▼

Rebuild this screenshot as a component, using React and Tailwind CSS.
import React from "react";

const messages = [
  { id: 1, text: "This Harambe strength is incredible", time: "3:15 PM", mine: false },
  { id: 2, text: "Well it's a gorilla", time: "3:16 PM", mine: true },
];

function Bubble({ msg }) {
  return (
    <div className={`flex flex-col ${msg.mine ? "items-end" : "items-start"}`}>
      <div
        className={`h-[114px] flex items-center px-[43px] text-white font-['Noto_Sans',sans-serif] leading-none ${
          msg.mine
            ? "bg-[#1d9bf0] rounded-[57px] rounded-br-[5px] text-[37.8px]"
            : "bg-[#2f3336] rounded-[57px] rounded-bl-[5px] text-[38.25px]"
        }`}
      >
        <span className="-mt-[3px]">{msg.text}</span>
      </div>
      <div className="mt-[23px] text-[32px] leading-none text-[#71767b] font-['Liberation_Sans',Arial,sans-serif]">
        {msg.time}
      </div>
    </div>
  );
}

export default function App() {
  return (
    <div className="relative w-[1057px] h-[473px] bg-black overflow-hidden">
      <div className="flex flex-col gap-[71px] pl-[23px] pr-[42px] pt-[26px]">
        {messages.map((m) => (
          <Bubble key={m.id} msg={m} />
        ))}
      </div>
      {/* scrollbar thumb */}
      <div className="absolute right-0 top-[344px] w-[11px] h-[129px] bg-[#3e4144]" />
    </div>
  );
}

▲

## [SET EXERCISE]
Set down each line of the material verbatim, from the first line through the line that contains "import React from".

## [RESULT FOR THIS EXERCISE]
Rebuild this screenshot as a component, using React and Tailwind CSS.
import React from "react";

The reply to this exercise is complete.